§ **DATASET ROWS**:

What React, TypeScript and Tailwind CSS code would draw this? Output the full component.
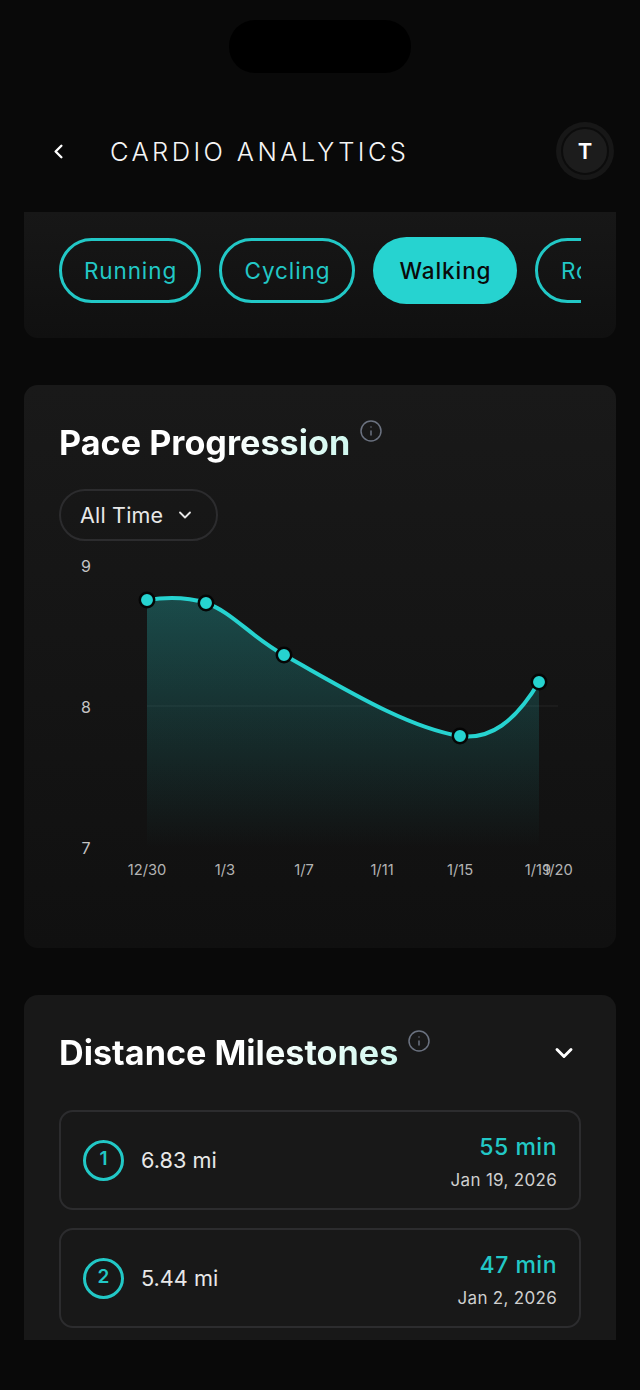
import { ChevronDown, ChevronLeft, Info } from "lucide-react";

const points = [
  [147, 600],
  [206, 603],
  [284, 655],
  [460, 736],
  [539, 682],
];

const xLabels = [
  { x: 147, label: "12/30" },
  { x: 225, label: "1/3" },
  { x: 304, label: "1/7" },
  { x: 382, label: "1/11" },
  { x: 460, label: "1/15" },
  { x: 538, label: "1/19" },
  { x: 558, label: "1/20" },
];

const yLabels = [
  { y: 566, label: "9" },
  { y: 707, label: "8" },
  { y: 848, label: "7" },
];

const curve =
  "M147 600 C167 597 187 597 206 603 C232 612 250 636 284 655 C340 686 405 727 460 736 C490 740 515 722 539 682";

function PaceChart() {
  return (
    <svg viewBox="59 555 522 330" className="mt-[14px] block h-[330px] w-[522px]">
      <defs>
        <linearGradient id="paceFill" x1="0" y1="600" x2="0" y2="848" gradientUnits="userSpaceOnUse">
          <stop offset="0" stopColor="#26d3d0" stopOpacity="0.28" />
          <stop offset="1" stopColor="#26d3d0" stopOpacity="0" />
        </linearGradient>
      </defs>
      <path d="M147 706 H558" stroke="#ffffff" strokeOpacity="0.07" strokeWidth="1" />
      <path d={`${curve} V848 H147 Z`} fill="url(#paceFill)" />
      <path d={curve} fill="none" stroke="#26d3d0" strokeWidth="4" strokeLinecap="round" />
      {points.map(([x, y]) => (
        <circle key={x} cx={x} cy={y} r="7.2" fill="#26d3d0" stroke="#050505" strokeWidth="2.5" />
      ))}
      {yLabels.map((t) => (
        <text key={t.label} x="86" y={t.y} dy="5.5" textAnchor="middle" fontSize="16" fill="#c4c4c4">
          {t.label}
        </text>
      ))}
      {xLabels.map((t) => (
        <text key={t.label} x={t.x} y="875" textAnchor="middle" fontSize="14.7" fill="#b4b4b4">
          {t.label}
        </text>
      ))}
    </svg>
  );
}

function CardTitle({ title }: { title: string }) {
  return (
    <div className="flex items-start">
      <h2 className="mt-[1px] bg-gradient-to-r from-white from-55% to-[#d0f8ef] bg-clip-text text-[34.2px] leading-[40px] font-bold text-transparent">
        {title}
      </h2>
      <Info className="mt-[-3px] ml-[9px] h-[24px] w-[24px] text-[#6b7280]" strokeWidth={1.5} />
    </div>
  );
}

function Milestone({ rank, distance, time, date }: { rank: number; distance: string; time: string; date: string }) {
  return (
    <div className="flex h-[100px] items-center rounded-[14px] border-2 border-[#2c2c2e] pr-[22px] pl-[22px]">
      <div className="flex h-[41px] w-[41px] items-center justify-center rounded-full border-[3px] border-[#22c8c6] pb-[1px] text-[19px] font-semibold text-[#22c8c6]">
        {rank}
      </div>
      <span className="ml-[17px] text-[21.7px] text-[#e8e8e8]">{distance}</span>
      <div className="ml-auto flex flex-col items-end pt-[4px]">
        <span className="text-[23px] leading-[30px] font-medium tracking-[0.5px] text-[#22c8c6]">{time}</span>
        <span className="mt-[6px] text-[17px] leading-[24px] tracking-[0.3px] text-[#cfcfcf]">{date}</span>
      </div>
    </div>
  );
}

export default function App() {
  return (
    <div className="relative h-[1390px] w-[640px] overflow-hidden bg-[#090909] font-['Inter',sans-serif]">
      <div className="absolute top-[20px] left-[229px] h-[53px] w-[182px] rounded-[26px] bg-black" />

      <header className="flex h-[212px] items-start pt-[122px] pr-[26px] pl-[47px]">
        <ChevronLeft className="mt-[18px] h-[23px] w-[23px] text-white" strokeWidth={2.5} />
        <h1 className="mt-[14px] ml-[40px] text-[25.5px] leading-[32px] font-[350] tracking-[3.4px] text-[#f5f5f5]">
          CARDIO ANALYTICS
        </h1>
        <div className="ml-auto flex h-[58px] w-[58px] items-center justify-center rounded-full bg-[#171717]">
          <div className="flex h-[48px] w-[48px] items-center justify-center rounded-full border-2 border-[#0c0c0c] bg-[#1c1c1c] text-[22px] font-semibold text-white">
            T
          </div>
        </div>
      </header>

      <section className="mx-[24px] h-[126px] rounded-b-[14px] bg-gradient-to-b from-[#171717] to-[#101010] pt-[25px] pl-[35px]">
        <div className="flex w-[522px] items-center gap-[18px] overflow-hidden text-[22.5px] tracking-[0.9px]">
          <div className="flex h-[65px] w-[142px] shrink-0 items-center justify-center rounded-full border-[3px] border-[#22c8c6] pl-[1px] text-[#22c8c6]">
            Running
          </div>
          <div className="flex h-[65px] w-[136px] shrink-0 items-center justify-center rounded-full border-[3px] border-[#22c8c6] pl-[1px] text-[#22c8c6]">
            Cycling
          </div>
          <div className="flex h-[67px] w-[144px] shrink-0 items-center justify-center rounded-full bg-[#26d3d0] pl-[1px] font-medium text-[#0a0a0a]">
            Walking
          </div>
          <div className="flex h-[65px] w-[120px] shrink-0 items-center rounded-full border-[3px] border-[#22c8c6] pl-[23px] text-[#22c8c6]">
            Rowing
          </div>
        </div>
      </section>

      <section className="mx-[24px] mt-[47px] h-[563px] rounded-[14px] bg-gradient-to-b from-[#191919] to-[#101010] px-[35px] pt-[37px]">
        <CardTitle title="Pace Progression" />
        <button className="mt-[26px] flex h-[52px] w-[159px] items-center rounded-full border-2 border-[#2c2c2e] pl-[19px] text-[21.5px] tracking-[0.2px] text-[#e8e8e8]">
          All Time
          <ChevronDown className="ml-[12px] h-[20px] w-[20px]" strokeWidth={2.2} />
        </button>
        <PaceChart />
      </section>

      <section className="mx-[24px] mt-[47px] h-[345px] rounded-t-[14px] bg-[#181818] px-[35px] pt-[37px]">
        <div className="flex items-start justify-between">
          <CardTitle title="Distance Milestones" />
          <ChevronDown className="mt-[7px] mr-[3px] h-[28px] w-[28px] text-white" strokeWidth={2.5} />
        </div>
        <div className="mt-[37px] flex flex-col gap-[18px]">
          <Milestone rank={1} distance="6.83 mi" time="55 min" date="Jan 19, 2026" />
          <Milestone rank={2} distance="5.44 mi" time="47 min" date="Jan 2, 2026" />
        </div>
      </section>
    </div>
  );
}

* * *

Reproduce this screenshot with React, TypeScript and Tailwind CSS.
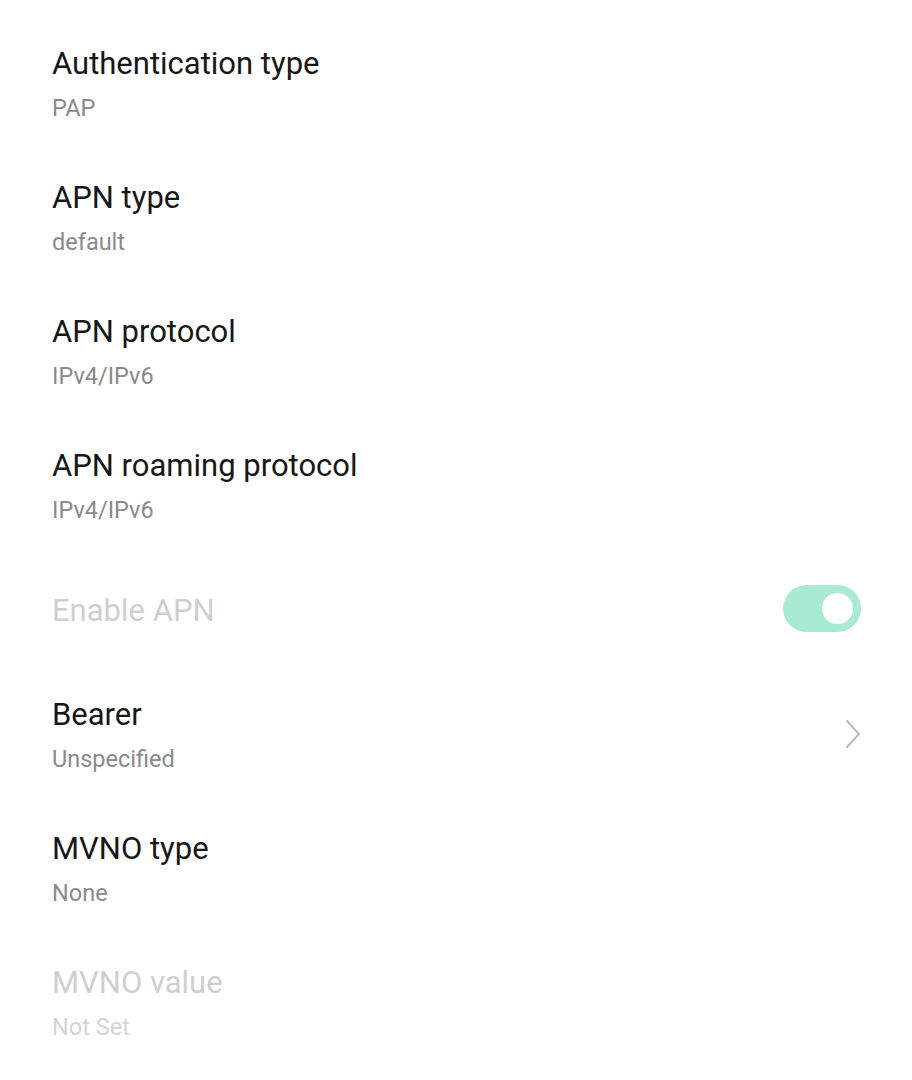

* * *

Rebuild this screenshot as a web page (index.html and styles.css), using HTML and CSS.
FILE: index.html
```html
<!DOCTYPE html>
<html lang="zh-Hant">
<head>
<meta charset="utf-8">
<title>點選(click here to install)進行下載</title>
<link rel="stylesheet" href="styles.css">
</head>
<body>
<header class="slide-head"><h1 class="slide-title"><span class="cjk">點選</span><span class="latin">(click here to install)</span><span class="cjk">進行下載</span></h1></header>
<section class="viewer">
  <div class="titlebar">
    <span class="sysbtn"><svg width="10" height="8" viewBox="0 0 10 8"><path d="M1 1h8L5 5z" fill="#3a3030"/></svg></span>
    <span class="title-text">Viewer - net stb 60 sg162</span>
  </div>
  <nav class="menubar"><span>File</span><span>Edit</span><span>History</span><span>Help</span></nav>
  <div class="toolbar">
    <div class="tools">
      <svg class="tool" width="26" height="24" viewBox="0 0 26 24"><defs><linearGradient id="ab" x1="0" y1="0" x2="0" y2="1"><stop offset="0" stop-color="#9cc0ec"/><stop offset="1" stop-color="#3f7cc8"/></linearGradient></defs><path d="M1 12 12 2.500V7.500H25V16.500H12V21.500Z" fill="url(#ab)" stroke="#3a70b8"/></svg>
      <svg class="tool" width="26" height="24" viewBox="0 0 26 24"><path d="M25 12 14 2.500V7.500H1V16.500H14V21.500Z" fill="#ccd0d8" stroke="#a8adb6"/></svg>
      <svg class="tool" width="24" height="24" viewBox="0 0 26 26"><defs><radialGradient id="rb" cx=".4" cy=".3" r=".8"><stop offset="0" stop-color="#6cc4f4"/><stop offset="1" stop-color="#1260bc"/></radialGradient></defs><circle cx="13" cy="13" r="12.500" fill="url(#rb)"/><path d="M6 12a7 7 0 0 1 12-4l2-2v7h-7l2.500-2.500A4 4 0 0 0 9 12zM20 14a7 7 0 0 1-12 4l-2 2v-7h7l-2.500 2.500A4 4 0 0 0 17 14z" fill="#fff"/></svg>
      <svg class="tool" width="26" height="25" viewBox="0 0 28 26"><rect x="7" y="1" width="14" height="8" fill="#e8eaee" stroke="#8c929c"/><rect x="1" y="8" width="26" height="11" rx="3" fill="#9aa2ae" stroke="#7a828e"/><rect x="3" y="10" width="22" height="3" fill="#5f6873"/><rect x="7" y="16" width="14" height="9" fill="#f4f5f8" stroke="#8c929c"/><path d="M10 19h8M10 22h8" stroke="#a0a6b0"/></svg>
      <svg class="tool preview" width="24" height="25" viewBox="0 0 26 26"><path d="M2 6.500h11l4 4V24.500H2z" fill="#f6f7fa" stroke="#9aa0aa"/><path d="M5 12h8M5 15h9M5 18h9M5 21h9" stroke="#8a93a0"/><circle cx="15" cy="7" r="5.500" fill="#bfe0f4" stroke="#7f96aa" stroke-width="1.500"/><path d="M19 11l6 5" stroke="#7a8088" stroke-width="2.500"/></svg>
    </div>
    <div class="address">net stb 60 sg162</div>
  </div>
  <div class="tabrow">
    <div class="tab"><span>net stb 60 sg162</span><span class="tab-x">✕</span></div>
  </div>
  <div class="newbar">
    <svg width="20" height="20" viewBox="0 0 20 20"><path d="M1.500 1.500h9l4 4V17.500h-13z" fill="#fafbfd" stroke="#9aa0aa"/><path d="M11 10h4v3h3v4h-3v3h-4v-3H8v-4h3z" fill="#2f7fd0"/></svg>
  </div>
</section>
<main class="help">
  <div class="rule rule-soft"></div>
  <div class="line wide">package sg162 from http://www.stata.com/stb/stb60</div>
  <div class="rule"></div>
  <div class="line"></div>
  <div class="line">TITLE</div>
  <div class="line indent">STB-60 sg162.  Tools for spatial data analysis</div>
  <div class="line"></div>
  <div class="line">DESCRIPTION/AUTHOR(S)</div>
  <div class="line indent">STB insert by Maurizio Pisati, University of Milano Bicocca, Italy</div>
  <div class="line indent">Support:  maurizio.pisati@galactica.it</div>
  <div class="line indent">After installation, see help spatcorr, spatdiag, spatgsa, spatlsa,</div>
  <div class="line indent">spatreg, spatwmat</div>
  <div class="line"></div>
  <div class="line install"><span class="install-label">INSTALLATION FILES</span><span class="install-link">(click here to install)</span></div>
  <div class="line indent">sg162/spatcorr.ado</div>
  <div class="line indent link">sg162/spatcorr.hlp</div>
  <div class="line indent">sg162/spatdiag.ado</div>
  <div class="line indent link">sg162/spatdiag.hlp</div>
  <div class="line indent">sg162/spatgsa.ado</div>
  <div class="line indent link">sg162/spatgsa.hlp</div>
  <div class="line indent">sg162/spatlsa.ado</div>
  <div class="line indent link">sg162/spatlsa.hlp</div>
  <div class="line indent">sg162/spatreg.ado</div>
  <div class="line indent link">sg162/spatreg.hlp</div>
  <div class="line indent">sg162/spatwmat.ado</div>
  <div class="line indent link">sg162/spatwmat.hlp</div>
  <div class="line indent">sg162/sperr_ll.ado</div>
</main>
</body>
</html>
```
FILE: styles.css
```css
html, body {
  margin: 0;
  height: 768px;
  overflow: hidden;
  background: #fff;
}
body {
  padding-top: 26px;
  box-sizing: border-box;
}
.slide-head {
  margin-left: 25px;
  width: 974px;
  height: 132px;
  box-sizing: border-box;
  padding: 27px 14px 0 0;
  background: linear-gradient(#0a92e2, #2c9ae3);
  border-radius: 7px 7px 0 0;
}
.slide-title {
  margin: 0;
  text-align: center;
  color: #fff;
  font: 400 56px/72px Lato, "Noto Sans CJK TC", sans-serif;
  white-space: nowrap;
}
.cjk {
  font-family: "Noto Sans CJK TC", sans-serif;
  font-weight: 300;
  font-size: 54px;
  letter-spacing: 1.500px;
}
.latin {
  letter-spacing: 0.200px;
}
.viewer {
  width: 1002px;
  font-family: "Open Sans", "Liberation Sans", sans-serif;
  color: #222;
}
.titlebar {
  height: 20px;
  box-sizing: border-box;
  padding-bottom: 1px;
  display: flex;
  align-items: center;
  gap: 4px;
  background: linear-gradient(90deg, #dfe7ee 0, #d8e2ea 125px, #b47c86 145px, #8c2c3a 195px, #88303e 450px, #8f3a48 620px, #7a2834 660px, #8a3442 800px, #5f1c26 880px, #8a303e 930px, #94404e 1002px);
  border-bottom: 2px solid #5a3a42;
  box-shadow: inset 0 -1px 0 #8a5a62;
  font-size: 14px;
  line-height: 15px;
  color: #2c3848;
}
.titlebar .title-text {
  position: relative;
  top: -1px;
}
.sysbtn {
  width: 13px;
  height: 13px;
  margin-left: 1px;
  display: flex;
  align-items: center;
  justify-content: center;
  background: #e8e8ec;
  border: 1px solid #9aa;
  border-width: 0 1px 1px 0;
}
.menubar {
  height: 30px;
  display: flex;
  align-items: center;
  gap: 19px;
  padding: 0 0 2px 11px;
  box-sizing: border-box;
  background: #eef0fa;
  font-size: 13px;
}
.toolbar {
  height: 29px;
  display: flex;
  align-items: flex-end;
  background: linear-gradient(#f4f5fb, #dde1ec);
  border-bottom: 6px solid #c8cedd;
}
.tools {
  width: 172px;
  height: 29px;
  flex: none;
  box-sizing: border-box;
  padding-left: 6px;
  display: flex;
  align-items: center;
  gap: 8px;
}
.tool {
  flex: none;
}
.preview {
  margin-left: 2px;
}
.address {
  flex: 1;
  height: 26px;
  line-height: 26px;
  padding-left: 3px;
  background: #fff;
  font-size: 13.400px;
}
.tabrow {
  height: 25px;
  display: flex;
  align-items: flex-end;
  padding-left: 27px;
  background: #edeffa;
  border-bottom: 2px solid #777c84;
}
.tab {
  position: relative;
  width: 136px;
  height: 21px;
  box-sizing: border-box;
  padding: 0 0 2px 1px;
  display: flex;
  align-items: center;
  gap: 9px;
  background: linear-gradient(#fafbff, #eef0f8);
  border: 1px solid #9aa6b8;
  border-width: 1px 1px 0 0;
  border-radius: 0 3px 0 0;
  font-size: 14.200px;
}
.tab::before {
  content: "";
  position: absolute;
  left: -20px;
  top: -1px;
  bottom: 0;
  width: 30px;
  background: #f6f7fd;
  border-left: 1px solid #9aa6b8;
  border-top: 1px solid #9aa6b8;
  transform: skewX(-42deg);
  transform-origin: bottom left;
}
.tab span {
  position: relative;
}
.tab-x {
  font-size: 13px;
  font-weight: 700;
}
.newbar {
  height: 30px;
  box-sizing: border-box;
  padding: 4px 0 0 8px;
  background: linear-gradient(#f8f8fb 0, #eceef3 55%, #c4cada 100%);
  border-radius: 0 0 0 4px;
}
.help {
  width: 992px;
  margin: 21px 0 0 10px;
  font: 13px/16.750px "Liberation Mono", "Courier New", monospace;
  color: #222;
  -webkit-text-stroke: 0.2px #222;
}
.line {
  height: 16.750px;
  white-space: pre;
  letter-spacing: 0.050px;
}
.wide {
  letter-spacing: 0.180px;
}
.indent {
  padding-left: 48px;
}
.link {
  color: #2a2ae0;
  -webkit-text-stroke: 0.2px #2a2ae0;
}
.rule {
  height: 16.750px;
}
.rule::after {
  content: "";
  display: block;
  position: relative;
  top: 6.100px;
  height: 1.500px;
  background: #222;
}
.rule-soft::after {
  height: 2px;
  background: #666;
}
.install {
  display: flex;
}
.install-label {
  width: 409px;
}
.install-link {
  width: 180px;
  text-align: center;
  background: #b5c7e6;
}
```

§ **REQUIRED TASK**: Only the lines from the one holding "What React, TypeScript" to the one holding "600 C167 597" should be returned, both included and exactly as written, with no pictures.

§ **EXERCISE SOLUTION**:
What React, TypeScript and Tailwind CSS code would draw this? Output the full component.
import { ChevronDown, ChevronLeft, Info } from "lucide-react";

const points = [
  [147, 600],
  [206, 603],
  [284, 655],
  [460, 736],
  [539, 682],
];

const xLabels = [
  { x: 147, label: "12/30" },
  { x: 225, label: "1/3" },
  { x: 304, label: "1/7" },
  { x: 382, label: "1/11" },
  { x: 460, label: "1/15" },
  { x: 538, label: "1/19" },
  { x: 558, label: "1/20" },
];

const yLabels = [
  { y: 566, label: "9" },
  { y: 707, label: "8" },
  { y: 848, label: "7" },
];

const curve =
  "M147 600 C167 597 187 597 206 603 C232 612 250 636 284 655 C340 686 405 727 460 736 C490 740 515 722 539 682";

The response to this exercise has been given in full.